(Records from a collection)
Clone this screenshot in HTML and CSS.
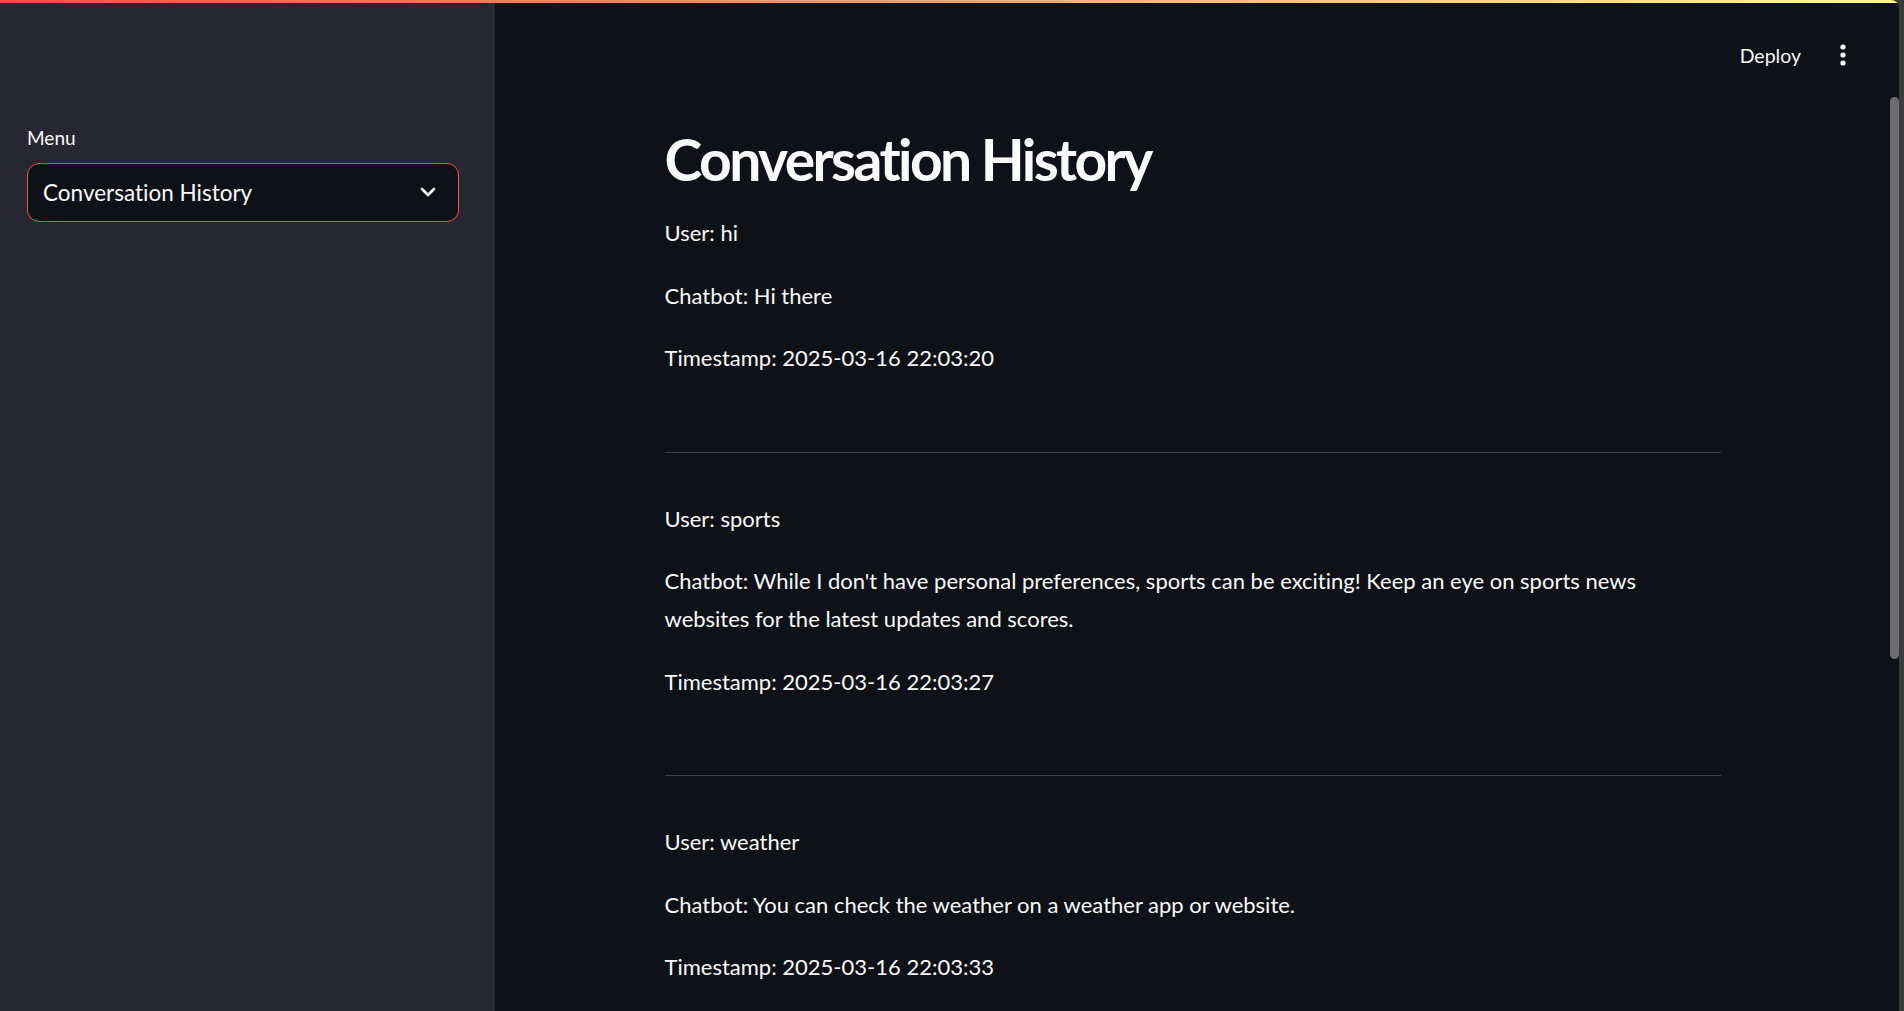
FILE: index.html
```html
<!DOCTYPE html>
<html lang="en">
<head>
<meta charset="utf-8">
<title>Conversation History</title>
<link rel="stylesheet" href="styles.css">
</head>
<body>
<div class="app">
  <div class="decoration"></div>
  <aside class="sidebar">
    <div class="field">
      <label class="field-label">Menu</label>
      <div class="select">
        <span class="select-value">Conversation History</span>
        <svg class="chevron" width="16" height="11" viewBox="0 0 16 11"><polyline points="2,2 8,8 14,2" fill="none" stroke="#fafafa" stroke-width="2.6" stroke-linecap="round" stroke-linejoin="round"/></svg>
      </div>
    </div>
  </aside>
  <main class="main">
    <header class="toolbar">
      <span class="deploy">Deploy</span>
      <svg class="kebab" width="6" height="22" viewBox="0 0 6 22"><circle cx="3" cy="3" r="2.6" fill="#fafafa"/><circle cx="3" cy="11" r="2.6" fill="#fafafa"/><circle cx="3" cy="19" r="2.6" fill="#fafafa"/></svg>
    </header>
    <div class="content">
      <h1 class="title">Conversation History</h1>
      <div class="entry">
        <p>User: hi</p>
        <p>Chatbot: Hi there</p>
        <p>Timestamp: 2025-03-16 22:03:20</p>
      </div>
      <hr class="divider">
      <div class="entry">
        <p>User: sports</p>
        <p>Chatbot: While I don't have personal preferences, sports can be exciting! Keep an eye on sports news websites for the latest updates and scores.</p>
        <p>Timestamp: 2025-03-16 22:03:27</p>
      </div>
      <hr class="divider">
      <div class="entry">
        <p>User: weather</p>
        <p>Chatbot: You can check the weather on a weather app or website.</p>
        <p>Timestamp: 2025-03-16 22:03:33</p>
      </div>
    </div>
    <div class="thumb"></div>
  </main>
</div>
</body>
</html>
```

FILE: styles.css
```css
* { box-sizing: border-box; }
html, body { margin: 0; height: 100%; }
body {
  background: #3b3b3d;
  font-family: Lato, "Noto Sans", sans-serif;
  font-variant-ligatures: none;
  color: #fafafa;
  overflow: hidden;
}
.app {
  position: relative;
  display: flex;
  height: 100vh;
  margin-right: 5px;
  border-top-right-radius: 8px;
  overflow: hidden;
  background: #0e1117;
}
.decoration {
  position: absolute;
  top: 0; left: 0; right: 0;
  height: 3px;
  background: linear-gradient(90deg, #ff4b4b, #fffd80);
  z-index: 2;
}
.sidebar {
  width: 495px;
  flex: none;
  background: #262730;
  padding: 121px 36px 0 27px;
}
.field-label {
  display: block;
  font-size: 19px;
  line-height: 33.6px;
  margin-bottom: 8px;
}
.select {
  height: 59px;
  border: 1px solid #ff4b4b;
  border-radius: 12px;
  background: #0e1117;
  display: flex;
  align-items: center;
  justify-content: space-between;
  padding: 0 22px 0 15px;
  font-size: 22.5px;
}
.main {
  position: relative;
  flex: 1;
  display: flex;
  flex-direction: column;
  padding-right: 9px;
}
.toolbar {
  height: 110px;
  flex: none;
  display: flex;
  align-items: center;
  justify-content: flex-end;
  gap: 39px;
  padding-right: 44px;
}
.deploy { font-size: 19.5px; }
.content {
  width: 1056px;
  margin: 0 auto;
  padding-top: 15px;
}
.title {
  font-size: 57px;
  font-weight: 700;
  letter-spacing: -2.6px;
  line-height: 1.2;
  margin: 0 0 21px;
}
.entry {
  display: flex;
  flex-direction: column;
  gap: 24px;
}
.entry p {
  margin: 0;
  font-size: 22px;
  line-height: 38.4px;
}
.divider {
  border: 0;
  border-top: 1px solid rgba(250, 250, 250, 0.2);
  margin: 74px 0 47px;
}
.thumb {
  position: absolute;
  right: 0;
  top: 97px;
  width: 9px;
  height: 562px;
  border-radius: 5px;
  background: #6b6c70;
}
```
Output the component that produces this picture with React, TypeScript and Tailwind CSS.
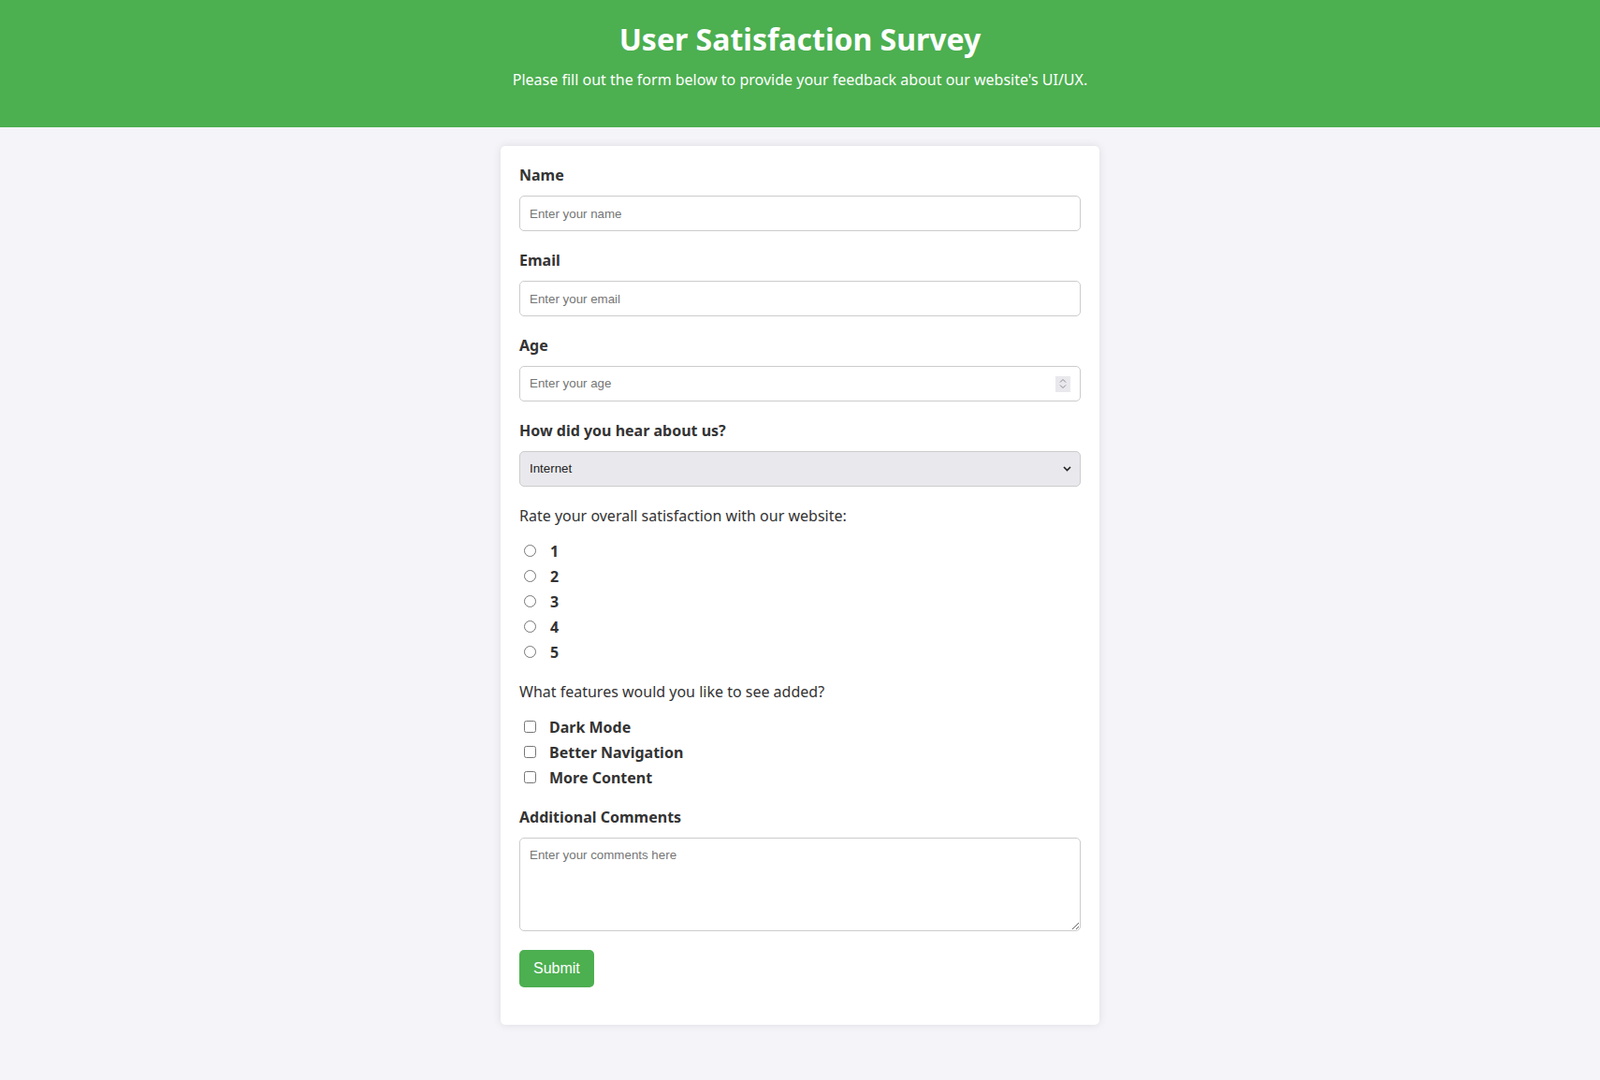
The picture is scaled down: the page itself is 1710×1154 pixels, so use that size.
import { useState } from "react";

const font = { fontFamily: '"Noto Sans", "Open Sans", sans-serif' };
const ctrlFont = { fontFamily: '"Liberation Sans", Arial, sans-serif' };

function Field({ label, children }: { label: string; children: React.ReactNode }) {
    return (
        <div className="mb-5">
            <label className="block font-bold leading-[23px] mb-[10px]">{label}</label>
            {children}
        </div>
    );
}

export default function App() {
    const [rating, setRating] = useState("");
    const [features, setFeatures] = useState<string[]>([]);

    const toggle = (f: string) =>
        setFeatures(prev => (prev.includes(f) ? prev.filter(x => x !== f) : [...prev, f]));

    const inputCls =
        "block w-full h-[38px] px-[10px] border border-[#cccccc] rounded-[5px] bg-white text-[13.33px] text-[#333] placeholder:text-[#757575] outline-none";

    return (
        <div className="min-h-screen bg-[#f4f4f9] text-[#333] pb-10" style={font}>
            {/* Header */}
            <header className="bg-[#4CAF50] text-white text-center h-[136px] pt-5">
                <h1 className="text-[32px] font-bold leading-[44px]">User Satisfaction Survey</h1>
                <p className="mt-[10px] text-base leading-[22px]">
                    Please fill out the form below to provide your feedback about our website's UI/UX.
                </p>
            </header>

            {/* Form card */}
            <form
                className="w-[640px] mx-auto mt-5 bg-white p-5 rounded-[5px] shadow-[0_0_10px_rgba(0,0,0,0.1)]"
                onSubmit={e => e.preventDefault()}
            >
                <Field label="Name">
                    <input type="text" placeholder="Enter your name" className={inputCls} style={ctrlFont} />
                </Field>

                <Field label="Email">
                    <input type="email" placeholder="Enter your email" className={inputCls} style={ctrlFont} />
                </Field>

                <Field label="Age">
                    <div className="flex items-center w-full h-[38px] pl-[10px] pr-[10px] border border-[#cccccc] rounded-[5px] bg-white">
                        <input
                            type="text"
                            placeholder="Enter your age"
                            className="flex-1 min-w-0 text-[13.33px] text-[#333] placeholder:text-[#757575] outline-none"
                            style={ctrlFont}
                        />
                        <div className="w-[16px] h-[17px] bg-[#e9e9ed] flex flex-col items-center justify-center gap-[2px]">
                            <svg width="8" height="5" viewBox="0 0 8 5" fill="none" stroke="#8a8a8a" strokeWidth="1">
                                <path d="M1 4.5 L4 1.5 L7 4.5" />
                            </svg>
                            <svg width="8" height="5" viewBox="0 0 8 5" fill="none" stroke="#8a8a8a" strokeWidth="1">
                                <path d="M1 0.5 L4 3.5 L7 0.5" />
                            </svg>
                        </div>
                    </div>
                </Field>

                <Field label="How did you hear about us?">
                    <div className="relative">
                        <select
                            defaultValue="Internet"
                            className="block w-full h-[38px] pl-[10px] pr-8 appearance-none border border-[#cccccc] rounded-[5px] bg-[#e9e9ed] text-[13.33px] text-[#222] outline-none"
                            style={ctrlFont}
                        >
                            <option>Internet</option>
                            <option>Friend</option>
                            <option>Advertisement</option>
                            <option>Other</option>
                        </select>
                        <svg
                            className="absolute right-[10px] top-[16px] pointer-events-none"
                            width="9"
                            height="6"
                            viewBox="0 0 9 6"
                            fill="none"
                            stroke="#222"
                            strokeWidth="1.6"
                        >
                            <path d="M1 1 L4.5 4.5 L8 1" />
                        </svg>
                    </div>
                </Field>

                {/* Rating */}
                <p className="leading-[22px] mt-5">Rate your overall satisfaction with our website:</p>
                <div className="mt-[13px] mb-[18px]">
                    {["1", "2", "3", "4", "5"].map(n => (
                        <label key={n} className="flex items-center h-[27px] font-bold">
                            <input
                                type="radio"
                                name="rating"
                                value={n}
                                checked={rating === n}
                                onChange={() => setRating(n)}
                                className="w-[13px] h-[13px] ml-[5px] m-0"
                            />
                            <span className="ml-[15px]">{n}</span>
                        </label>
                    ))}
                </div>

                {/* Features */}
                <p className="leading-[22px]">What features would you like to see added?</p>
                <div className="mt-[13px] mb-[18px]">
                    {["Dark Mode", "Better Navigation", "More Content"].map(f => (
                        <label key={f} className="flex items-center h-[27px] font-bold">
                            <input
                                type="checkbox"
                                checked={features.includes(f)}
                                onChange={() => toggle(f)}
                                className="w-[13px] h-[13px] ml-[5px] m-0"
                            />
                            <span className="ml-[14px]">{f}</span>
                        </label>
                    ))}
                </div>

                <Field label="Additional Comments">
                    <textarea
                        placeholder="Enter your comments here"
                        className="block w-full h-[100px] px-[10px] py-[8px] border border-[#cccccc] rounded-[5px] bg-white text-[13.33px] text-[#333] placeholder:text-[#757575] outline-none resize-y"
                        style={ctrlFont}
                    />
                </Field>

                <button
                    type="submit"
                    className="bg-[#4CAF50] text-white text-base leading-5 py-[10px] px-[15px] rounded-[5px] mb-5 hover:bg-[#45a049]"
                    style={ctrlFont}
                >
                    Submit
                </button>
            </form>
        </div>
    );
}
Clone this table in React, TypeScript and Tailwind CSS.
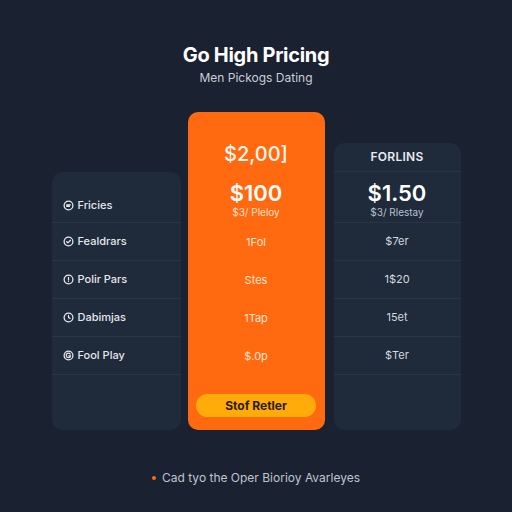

**Task statement**
From the data above, show each line that contains "TypeScript".

**Solved problem**
Output the component that produces this picture with React, TypeScript and Tailwind CSS.
Clone this table in React, TypeScript and Tailwind CSS.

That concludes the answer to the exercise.